** Begin Input records **
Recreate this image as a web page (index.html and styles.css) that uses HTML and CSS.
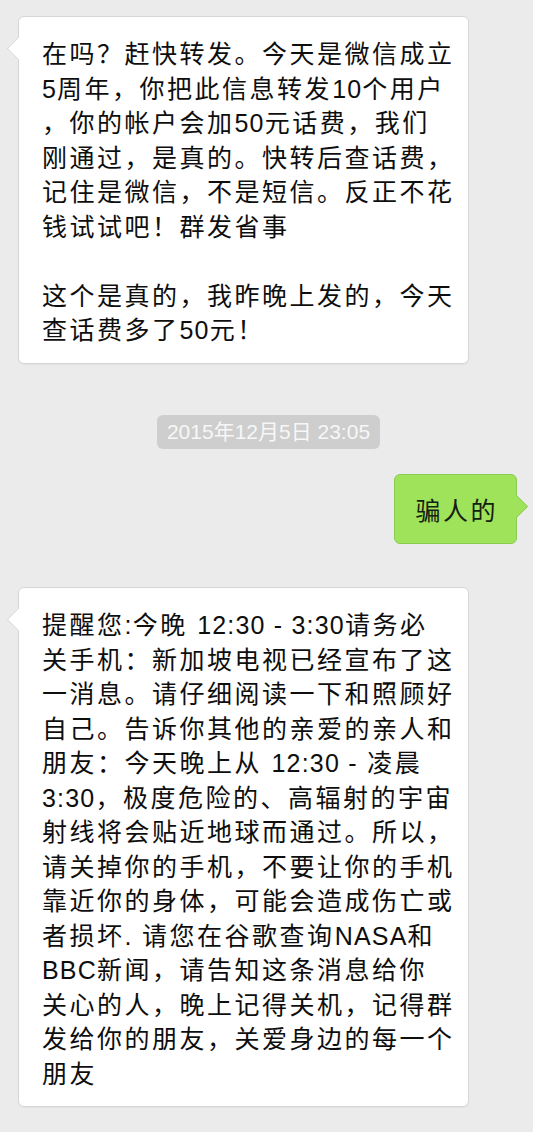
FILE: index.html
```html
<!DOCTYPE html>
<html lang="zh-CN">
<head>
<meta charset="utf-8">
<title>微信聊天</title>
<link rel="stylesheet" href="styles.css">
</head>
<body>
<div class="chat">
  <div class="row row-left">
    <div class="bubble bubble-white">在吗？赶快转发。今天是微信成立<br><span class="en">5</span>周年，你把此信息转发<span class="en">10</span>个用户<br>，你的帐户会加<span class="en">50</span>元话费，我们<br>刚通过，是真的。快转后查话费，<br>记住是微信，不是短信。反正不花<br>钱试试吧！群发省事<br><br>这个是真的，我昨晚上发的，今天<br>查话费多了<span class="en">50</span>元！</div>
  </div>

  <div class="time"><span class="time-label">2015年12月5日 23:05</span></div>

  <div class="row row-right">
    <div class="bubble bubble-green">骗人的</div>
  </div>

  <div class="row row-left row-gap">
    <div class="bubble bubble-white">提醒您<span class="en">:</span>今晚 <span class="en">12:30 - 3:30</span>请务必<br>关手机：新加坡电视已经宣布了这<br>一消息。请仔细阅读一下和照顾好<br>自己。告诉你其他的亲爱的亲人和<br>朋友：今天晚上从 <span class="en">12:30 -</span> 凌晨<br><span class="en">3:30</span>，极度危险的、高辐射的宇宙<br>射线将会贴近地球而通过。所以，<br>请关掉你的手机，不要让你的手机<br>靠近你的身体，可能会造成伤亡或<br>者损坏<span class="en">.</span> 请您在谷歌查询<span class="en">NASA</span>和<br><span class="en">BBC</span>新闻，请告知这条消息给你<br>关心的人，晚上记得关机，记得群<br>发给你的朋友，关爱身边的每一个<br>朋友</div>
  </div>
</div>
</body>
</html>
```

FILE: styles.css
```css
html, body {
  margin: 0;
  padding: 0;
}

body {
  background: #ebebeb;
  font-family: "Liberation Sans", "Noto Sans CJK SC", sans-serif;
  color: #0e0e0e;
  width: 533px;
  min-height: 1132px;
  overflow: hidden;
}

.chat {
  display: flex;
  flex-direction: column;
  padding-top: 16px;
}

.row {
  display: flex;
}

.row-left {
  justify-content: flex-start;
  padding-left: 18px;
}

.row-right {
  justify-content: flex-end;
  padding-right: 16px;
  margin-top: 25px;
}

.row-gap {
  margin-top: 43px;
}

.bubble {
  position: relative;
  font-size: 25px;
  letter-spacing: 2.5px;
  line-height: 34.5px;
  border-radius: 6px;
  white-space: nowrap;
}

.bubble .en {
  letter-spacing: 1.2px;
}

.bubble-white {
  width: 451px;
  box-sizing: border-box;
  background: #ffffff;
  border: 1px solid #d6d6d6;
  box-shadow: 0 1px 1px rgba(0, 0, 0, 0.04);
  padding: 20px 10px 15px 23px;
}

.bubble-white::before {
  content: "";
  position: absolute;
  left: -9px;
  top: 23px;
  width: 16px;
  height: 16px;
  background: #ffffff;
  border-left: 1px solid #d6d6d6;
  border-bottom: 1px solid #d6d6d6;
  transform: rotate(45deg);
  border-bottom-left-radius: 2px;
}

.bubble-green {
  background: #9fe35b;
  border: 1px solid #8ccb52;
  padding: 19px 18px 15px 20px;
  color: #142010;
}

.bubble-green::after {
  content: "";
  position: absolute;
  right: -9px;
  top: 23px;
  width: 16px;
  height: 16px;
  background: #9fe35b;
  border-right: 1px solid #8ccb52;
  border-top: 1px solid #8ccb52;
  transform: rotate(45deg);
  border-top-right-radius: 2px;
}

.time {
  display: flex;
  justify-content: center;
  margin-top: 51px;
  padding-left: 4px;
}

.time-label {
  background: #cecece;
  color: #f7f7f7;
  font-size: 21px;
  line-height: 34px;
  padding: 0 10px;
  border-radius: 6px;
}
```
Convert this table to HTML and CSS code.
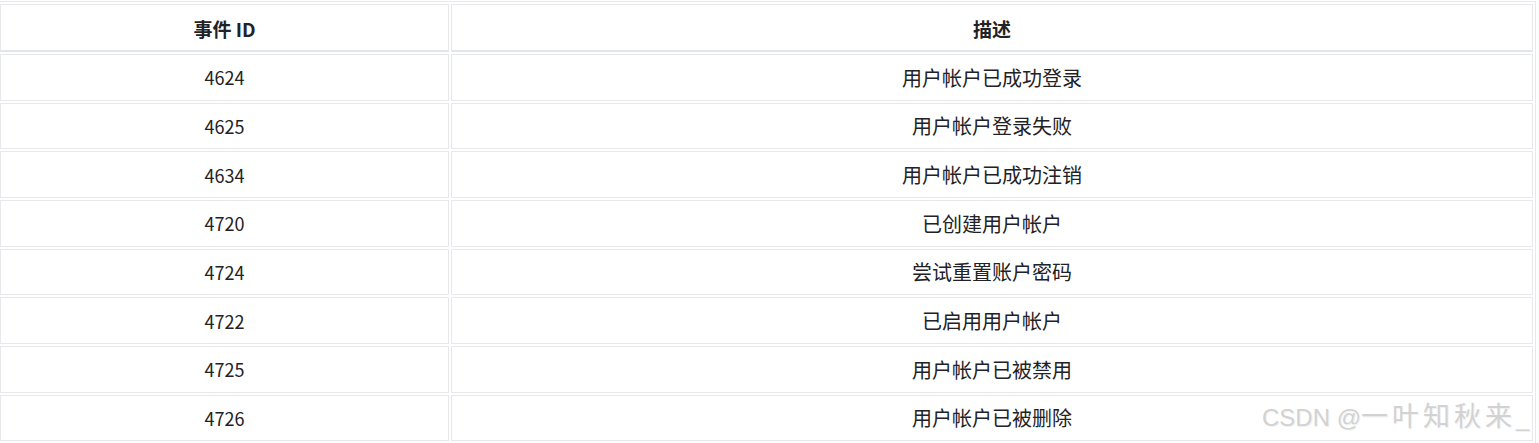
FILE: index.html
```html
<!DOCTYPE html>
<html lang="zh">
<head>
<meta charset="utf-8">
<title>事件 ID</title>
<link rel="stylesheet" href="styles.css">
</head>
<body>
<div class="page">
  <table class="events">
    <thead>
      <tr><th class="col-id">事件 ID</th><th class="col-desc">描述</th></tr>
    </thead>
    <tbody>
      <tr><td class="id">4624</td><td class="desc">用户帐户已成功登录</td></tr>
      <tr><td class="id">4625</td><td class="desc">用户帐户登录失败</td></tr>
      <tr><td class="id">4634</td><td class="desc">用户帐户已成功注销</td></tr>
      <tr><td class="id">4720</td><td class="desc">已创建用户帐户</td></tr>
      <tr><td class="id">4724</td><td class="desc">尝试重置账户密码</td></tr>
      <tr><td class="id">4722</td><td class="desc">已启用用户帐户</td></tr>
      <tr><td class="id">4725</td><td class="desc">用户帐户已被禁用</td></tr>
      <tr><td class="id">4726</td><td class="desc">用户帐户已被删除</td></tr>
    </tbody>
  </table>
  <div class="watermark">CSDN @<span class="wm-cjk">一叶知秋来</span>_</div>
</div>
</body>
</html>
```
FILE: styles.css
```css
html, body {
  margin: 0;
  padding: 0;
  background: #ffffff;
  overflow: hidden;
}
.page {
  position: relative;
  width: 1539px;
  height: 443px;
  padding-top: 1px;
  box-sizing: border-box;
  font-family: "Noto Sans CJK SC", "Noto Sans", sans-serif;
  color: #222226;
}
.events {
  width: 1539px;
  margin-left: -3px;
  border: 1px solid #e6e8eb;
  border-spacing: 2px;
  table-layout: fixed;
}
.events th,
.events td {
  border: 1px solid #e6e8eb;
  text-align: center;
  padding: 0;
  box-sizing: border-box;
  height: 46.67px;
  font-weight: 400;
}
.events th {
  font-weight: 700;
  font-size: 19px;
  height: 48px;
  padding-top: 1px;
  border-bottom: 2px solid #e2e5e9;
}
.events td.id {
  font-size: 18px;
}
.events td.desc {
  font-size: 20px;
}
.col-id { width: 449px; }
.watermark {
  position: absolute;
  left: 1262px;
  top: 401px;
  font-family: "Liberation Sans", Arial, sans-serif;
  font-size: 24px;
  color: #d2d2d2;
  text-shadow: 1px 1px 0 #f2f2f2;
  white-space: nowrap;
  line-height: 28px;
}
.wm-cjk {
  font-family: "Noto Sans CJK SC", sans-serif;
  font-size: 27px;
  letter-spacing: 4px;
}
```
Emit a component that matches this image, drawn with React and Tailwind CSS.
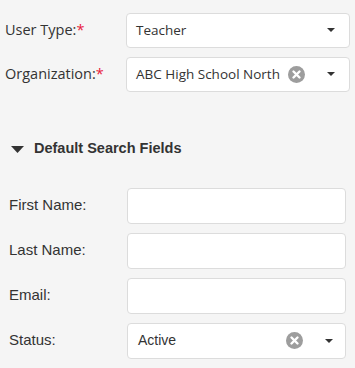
** End Input records **
Skip every picture and transcribe the data above exactly.

Recreate this image as a web page (index.html and styles.css) that uses HTML and CSS.
FILE: index.html
```html
<!DOCTYPE html>
<html lang="zh-CN">
<head>
<meta charset="utf-8">
<title>微信聊天</title>
<link rel="stylesheet" href="styles.css">
</head>
<body>
<div class="chat">
  <div class="row row-left">
    <div class="bubble bubble-white">在吗？赶快转发。今天是微信成立<br><span class="en">5</span>周年，你把此信息转发<span class="en">10</span>个用户<br>，你的帐户会加<span class="en">50</span>元话费，我们<br>刚通过，是真的。快转后查话费，<br>记住是微信，不是短信。反正不花<br>钱试试吧！群发省事<br><br>这个是真的，我昨晚上发的，今天<br>查话费多了<span class="en">50</span>元！</div>
  </div>

  <div class="time"><span class="time-label">2015年12月5日 23:05</span></div>

  <div class="row row-right">
    <div class="bubble bubble-green">骗人的</div>
  </div>

  <div class="row row-left row-gap">
    <div class="bubble bubble-white">提醒您<span class="en">:</span>今晚 <span class="en">12:30 - 3:30</span>请务必<br>关手机：新加坡电视已经宣布了这<br>一消息。请仔细阅读一下和照顾好<br>自己。告诉你其他的亲爱的亲人和<br>朋友：今天晚上从 <span class="en">12:30 -</span> 凌晨<br><span class="en">3:30</span>，极度危险的、高辐射的宇宙<br>射线将会贴近地球而通过。所以，<br>请关掉你的手机，不要让你的手机<br>靠近你的身体，可能会造成伤亡或<br>者损坏<span class="en">.</span> 请您在谷歌查询<span class="en">NASA</span>和<br><span class="en">BBC</span>新闻，请告知这条消息给你<br>关心的人，晚上记得关机，记得群<br>发给你的朋友，关爱身边的每一个<br>朋友</div>
  </div>
</div>
</body>
</html>
```

FILE: styles.css
```css
html, body {
  margin: 0;
  padding: 0;
}

body {
  background: #ebebeb;
  font-family: "Liberation Sans", "Noto Sans CJK SC", sans-serif;
  color: #0e0e0e;
  width: 533px;
  min-height: 1132px;
  overflow: hidden;
}

.chat {
  display: flex;
  flex-direction: column;
  padding-top: 16px;
}

.row {
  display: flex;
}

.row-left {
  justify-content: flex-start;
  padding-left: 18px;
}

.row-right {
  justify-content: flex-end;
  padding-right: 16px;
  margin-top: 25px;
}

.row-gap {
  margin-top: 43px;
}

.bubble {
  position: relative;
  font-size: 25px;
  letter-spacing: 2.5px;
  line-height: 34.5px;
  border-radius: 6px;
  white-space: nowrap;
}

.bubble .en {
  letter-spacing: 1.2px;
}

.bubble-white {
  width: 451px;
  box-sizing: border-box;
  background: #ffffff;
  border: 1px solid #d6d6d6;
  box-shadow: 0 1px 1px rgba(0, 0, 0, 0.04);
  padding: 20px 10px 15px 23px;
}

.bubble-white::before {
  content: "";
  position: absolute;
  left: -9px;
  top: 23px;
  width: 16px;
  height: 16px;
  background: #ffffff;
  border-left: 1px solid #d6d6d6;
  border-bottom: 1px solid #d6d6d6;
  transform: rotate(45deg);
  border-bottom-left-radius: 2px;
}

.bubble-green {
  background: #9fe35b;
  border: 1px solid #8ccb52;
  padding: 19px 18px 15px 20px;
  color: #142010;
}

.bubble-green::after {
  content: "";
  position: absolute;
  right: -9px;
  top: 23px;
  width: 16px;
  height: 16px;
  background: #9fe35b;
  border-right: 1px solid #8ccb52;
  border-top: 1px solid #8ccb52;
  transform: rotate(45deg);
  border-top-right-radius: 2px;
}

.time {
  display: flex;
  justify-content: center;
  margin-top: 51px;
  padding-left: 4px;
}

.time-label {
  background: #cecece;
  color: #f7f7f7;
  font-size: 21px;
  line-height: 34px;
  padding: 0 10px;
  border-radius: 6px;
}
```
Convert this table to HTML and CSS code.
FILE: index.html
```html
<!DOCTYPE html>
<html lang="zh">
<head>
<meta charset="utf-8">
<title>事件 ID</title>
<link rel="stylesheet" href="styles.css">
</head>
<body>
<div class="page">
  <table class="events">
    <thead>
      <tr><th class="col-id">事件 ID</th><th class="col-desc">描述</th></tr>
    </thead>
    <tbody>
      <tr><td class="id">4624</td><td class="desc">用户帐户已成功登录</td></tr>
      <tr><td class="id">4625</td><td class="desc">用户帐户登录失败</td></tr>
      <tr><td class="id">4634</td><td class="desc">用户帐户已成功注销</td></tr>
      <tr><td class="id">4720</td><td class="desc">已创建用户帐户</td></tr>
      <tr><td class="id">4724</td><td class="desc">尝试重置账户密码</td></tr>
      <tr><td class="id">4722</td><td class="desc">已启用用户帐户</td></tr>
      <tr><td class="id">4725</td><td class="desc">用户帐户已被禁用</td></tr>
      <tr><td class="id">4726</td><td class="desc">用户帐户已被删除</td></tr>
    </tbody>
  </table>
  <div class="watermark">CSDN @<span class="wm-cjk">一叶知秋来</span>_</div>
</div>
</body>
</html>
```
FILE: styles.css
```css
html, body {
  margin: 0;
  padding: 0;
  background: #ffffff;
  overflow: hidden;
}
.page {
  position: relative;
  width: 1539px;
  height: 443px;
  padding-top: 1px;
  box-sizing: border-box;
  font-family: "Noto Sans CJK SC", "Noto Sans", sans-serif;
  color: #222226;
}
.events {
  width: 1539px;
  margin-left: -3px;
  border: 1px solid #e6e8eb;
  border-spacing: 2px;
  table-layout: fixed;
}
.events th,
.events td {
  border: 1px solid #e6e8eb;
  text-align: center;
  padding: 0;
  box-sizing: border-box;
  height: 46.67px;
  font-weight: 400;
}
.events th {
  font-weight: 700;
  font-size: 19px;
  height: 48px;
  padding-top: 1px;
  border-bottom: 2px solid #e2e5e9;
}
.events td.id {
  font-size: 18px;
}
.events td.desc {
  font-size: 20px;
}
.col-id { width: 449px; }
.watermark {
  position: absolute;
  left: 1262px;
  top: 401px;
  font-family: "Liberation Sans", Arial, sans-serif;
  font-size: 24px;
  color: #d2d2d2;
  text-shadow: 1px 1px 0 #f2f2f2;
  white-space: nowrap;
  line-height: 28px;
}
.wm-cjk {
  font-family: "Noto Sans CJK SC", sans-serif;
  font-size: 27px;
  letter-spacing: 4px;
}
```
Emit a component that matches this image, drawn with React and Tailwind CSS.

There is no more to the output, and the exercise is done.